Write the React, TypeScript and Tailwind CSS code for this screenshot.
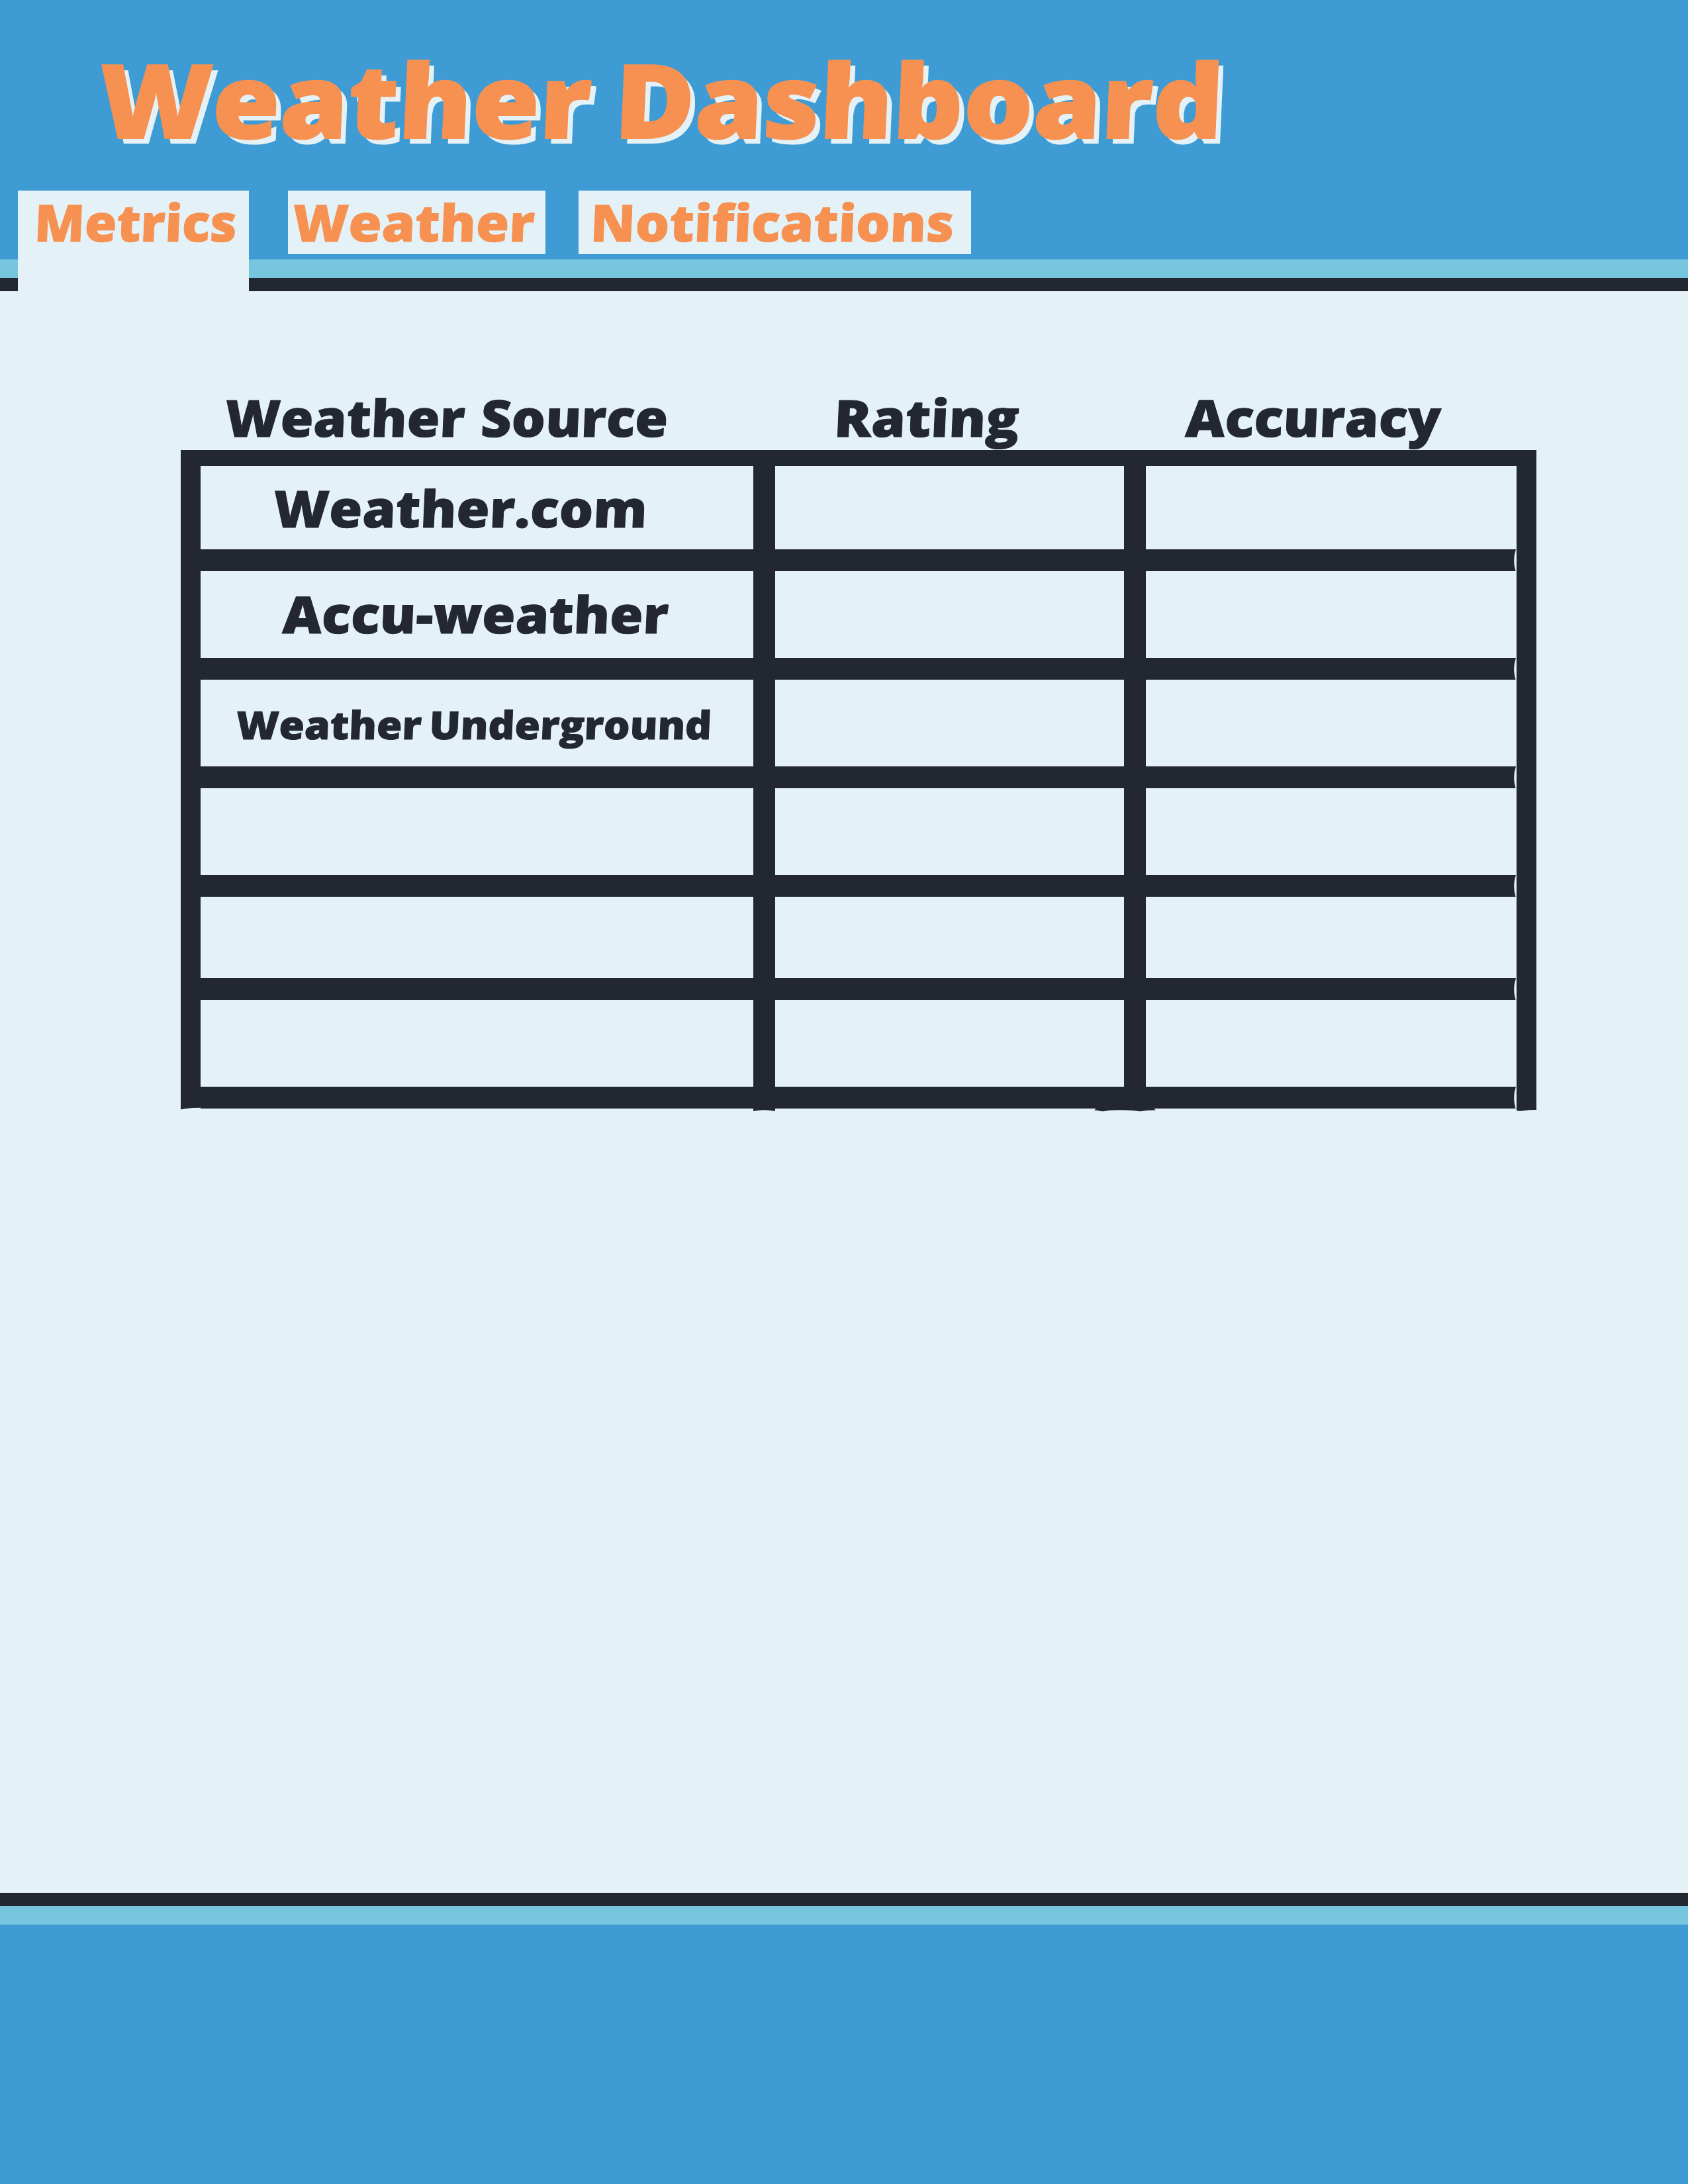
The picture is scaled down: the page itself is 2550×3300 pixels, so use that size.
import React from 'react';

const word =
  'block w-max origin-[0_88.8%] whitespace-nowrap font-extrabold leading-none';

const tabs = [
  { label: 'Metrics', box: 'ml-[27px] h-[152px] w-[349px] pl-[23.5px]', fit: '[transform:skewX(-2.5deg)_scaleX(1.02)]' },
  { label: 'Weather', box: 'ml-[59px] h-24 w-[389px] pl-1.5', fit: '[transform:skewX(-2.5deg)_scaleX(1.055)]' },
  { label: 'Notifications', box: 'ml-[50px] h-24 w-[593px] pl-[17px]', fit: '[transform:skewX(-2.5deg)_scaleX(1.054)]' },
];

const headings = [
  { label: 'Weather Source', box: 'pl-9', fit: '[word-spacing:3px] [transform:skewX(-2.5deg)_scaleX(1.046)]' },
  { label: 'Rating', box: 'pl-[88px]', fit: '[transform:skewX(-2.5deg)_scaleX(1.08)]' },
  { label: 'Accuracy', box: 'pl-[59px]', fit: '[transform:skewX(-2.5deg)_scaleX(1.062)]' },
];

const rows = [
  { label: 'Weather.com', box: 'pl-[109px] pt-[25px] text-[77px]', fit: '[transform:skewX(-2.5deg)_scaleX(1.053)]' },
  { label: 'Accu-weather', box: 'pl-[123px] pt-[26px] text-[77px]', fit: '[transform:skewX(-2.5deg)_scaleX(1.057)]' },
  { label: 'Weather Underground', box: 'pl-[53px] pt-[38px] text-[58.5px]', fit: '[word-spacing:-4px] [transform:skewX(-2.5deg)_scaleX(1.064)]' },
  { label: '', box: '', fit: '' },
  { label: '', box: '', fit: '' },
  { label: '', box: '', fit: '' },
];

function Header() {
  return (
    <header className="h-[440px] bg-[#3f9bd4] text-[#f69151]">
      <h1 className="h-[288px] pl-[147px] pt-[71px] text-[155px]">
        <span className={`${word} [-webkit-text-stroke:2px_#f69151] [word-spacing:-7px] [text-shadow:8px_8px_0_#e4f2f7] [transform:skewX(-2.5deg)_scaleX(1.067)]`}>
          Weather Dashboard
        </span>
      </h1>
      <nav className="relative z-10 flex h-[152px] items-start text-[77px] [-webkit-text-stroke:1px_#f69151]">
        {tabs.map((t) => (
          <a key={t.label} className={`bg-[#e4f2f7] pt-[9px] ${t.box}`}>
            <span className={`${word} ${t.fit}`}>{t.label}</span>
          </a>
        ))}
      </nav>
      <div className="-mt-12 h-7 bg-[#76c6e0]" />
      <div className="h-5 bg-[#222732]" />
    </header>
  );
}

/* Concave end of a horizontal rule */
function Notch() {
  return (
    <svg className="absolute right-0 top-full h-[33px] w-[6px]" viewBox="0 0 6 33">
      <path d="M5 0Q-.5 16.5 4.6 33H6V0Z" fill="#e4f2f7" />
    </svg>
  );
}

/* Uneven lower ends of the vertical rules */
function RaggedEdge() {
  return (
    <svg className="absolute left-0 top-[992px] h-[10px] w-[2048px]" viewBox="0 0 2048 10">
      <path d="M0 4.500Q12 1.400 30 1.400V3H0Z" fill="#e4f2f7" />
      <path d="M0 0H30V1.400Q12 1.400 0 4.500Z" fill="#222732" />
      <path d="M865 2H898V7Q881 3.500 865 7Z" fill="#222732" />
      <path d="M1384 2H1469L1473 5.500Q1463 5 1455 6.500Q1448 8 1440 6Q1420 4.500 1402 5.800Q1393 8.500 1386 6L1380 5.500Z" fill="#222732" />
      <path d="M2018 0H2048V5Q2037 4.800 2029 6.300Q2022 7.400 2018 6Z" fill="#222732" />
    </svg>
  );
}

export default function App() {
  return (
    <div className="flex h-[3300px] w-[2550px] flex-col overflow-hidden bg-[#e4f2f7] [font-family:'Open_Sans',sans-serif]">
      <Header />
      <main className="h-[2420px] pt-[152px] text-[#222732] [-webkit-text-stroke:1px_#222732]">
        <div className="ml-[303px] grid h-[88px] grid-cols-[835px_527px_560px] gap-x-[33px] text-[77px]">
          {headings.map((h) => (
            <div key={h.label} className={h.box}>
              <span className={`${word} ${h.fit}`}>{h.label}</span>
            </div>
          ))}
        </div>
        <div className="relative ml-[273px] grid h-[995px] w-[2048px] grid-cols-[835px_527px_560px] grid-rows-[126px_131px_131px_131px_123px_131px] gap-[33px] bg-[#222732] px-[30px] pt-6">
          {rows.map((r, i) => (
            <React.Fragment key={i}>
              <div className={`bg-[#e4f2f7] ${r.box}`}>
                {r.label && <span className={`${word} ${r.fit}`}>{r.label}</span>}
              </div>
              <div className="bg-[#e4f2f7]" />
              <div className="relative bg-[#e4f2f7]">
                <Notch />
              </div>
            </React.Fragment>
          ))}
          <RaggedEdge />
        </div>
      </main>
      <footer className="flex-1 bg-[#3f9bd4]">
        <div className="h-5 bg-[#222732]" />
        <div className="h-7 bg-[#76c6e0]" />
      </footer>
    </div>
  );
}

# # # #

**STATED TASK**
Only the lines from the one bearing "The picture is" through the one bearing "whitespace-nowrap font-extrabold leading-none';" should be repeated, exactly as given.

**RESULT OF THIS TASK**
The picture is scaled down: the page itself is 2550×3300 pixels, so use that size.
import React from 'react';

const word =
  'block w-max origin-[0_88.8%] whitespace-nowrap font-extrabold leading-none';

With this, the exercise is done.